◆ Objective:
Identify all lines in the data containing the string "code". Copy them out.

───── Listed entries ─────

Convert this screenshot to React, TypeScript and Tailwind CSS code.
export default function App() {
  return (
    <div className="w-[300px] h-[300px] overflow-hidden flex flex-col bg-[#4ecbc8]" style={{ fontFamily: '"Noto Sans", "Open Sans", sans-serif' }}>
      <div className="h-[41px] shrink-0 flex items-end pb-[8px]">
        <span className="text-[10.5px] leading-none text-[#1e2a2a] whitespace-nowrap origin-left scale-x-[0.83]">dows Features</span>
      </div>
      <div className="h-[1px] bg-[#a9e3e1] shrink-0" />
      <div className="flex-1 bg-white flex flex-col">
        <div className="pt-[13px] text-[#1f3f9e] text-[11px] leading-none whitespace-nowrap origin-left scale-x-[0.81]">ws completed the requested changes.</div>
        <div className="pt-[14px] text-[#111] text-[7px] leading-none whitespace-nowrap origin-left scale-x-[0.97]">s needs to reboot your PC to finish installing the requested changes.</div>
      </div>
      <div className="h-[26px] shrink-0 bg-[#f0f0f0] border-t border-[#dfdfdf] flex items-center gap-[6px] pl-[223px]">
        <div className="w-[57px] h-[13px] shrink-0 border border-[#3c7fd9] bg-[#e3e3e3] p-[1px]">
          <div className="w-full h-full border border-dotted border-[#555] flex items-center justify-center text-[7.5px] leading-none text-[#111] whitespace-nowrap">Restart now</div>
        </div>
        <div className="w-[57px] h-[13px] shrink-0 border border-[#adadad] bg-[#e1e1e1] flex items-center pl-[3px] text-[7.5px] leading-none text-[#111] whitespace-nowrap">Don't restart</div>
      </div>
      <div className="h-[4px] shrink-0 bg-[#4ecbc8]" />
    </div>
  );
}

─────
───── Listed entries ─────

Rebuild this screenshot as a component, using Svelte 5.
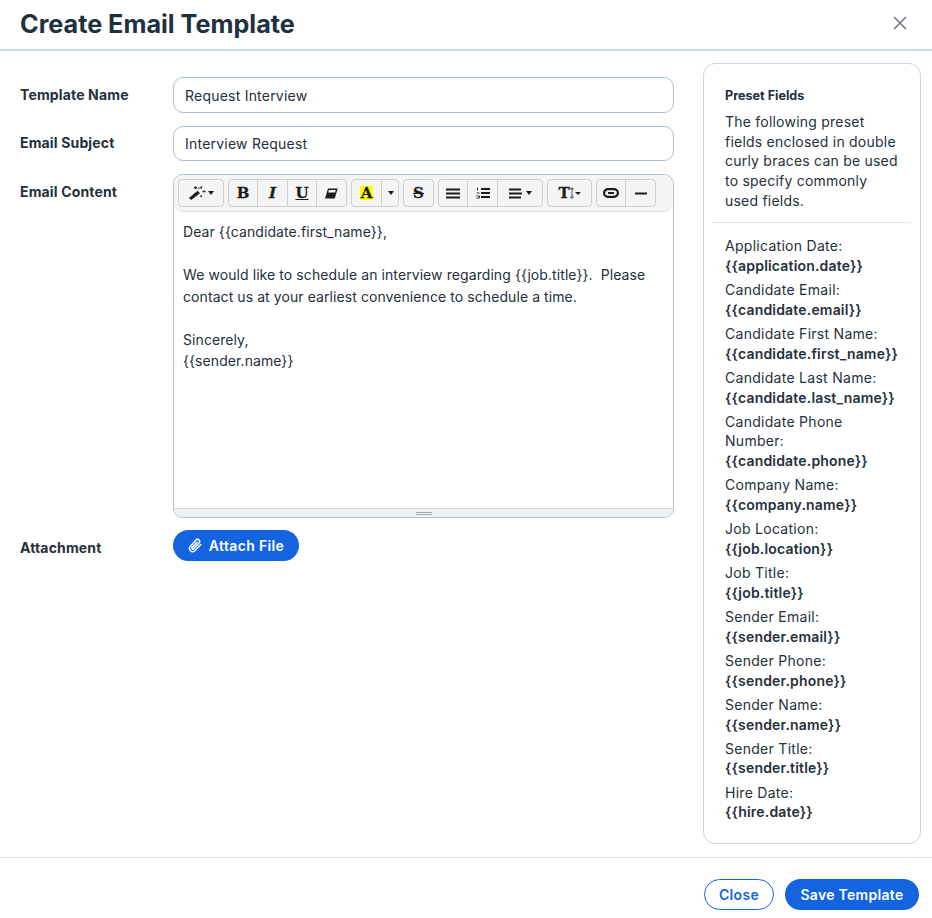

─────
───── Listed entries ─────

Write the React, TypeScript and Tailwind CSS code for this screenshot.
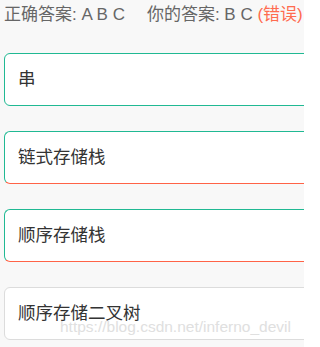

─────

◆ Correct output:
Convert this screenshot to React, TypeScript and Tailwind CSS code.
Write the React, TypeScript and Tailwind CSS code for this screenshot.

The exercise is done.